We kept our names, a friend of mine took his wife’s last name, and another pair of friends both changed their names in a pronounceable mash — and it is so unique that to name it is to identify them — there are three, father (Jack), mother (Marion) and daughter (Hazel). And yet another couple we know is married, hyphenated, original lesbian, now cis-trans-traditional (if that counts as traditional, and yes, there are kids, I think each parent took a turn at being pregnant though I did not know them then and do not pry. And their kids are great.).
I don’t care much about what people do with their names, as long as I can avoid giving offense if I’m working with incomplete information, but it appears that my gender-identifier is working at a level somewhere near the lizard brain. If I pay attention to what I’m doing when I’m not doing anything else, I catch myself automatically classifying people around me by gender. This is most striking when I’m riding my bike on a path with joggers and rollerbladers — it’s both silly and amazing the distances at which that the lizard brain will attempt its classification, and how often it is right. (This is clearly important to the lizard brain, which may be why people get so bent out of shape when they can’t tell for sure, because they haven’t stopped to realize that it’s just their lizard brain making trouble.)
I’ve spent the past 30 years employing the following phone conversation:
Caller: Hello, Mr. B?
Me: No, but I’m married to Ms. B
It’s about the only friction I’ve personally encountered from my wife keeping her own last name when we married.
dya know, ’tis different in Spanish-speaking nations — often children inherit the mom’s surname, not the dad’s.
Anyone calling my home who asks to speak to “Mrs. Cohen” gets the response: “There is nobody here by that name” and a hang-up.
Seriously, what people call me is more about them than it is about me.
And first names are usually gender-specific. So what? If somebody asks a parent if their new baby is a boy or a girl, that’s because they can’t tell. Does it matter?
The real issue is whether or not people are treated equally in terms of the things that have an impact on their quality of life (access to work, income, housing, etc.), not whether or not somebody’s social behavior is based in their personal cultural stereotypes.
if i get the chance, i don’t think i am changing names.
One of my high school buds married her spouse last November (both are female) and they blended their last names. 🙂 Maybe that is what should be done, no matter the gender of those doing the hitching?

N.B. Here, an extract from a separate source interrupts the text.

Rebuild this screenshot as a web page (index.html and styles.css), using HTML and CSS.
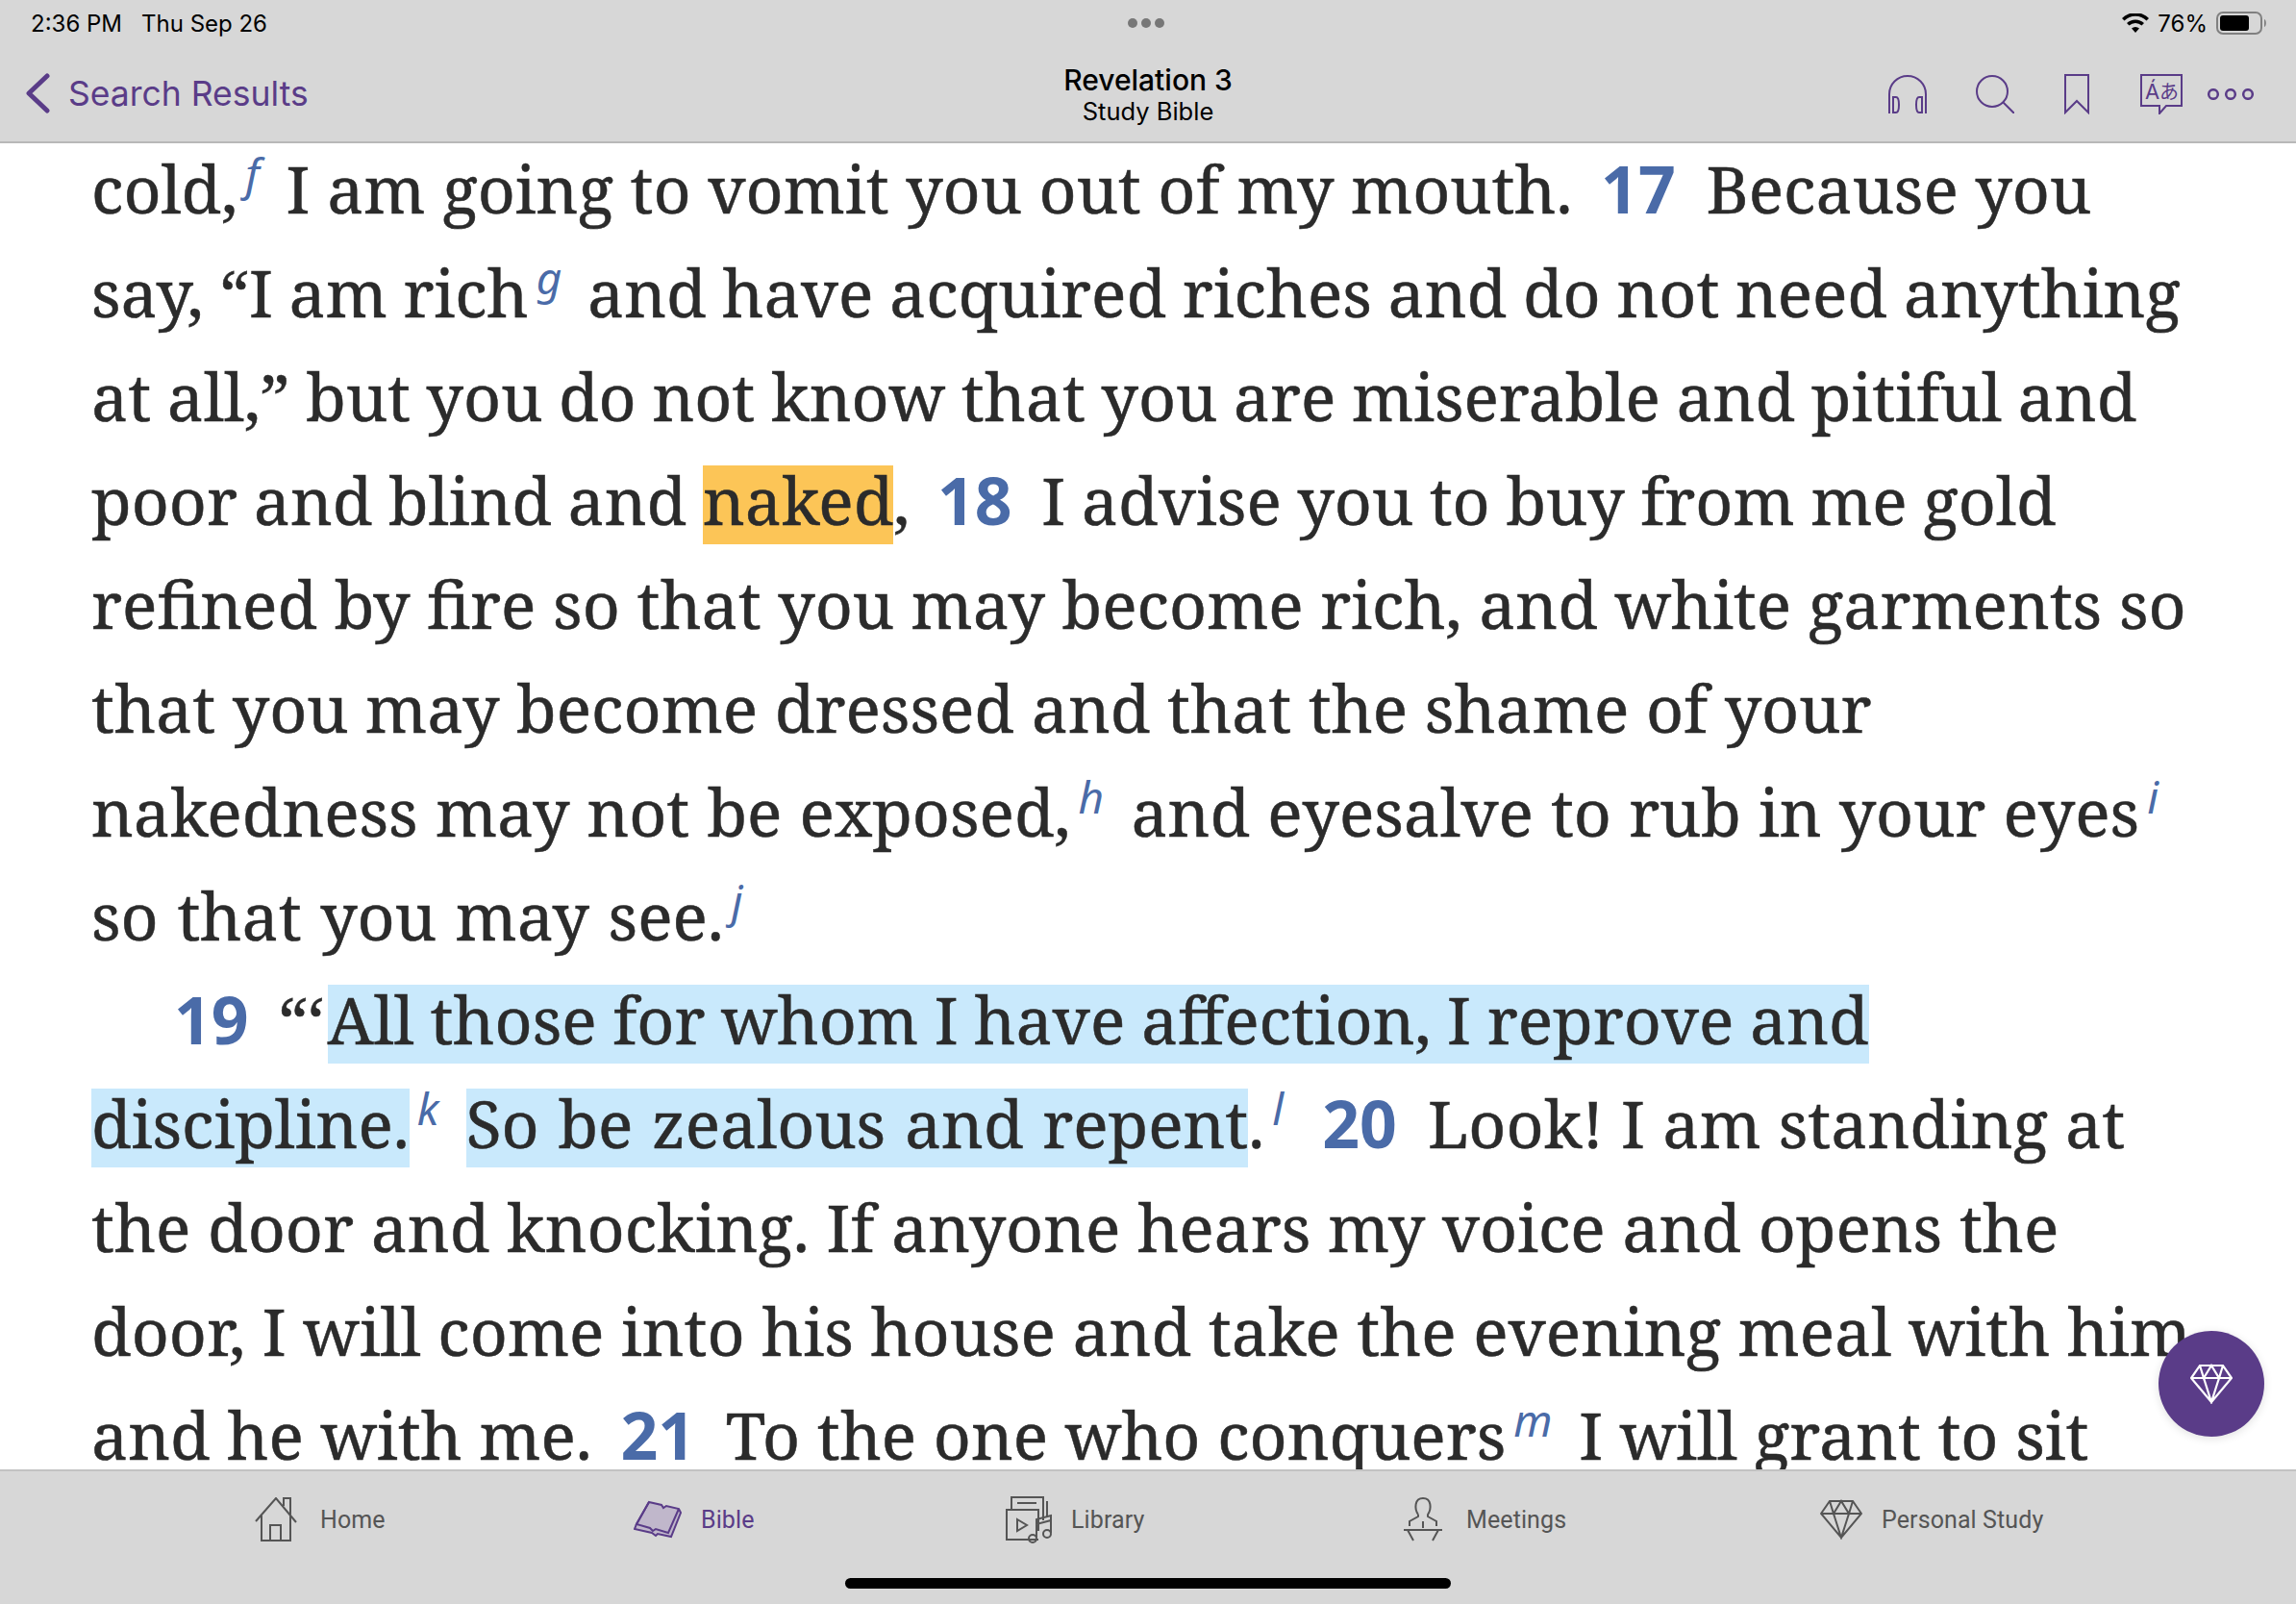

Personally, my father’s last name was taken from me for purposes of ‘social expediency’ to suit my mom & step-dad’s union. And it was made ‘legal’ when I turned 18. I didn’t know that they waited until then so they didn’t have to get my dad involved. I would really like to change my last name back to my Dad’s…I was wanting to even before his death.
I’m often called Mr K because I’ve been living in sin with Ms K for over 35 years. If it saves people time, it doesn’t bother me. I often get called ma’am on the phone, because my voice has a higher pitch than most men. If it matters I’ll correct it.
English, like most languages, has gender, so people have to choose he or she. They used to call babies it, but that sounds awkward these days. Most people, when they hear hooves, are going to asume horses, at least until they see zebra stripes.
I half to assume this is a conversation about personal preferences. Not what is right or wrong.
My wife is a totally self-aware/PhD/professional who, of her own volition and without any input from me, decided to take my last name when we got married.
After 22 years of marriage, she doesn’t seem to be suffering from any kind of identity issues, either personally or professionally.
These kinds of “discussions” are kind of ridiculous. What a person decides to do with their name before, during or after being married is entirely their own business. I tend to look at folks who make some kind of huge issue out of NOT taking someone’s last name when married or questioning the motives or mental stability of those who do, as having a complex that they might want to get help for.
Take a name, don’t take a name…whatever. Unless someone has a title, like Mr. President, or Madam Secretary, or Mr. 9th Assistant council to the 4th under-Secretary of Dog Catching, I usually call them by their first name anyway.
Eric – it’s also a conversation about how you view other people’s personal preferences, but I’m glad to see that this community is cool with letting other people do whatever they want to do. My cohort is generally younger than most of the people I see around here (you’ve been married longer than some of my friends have been alive), so yes, I want to know what the prevailing attitudes are. I see blog posts like the one I linked and I’m reminded that sometimes some people’s personal preferences make other people uncomfortable, and I am always interested as to why.
I getcha ya. yeah I get curious about what makes people uncomfortable, my wife says too much, because I usually turn it around and use it…but that’s a whole ‘nother basket of worms to dive into another time.
“Personal preferences” are exactly what it says…personal. If you want to name your kid Moon Unit..thats cool with me. Maybe not so much to your kid when your kid gets older but hey…
I guess what really bothers me is that if a simple thing like the choice of a last name in marriage is soooooooo freakin important to someone, I shudder to think what something like poverty, or hunger or climate change would do to the same person.
Btw, as an aside, I told my wife about us being married longer than some of your friends have been alive. Her response was “See you can make a good choice once in a while.”
How right she is.
Glad to have met you Hobbes.
As to the woman’s name simply being her father’s name, well, why should the man not take her name upon marriage? After all, his name is only his father’s name too.
When Dr. Skull and I got married, I offered to flip a coin with him. Winner would take the other one’s name.
“Yeah, no,” he said.
Somehow, for a man, giving up his name upon marriage doesn’t seem so simple. You might ask yourself why — and why it should be such a simple thing (no big deal!) for a woman to do.
Oh — and Eric? We’ve been married 26 years now.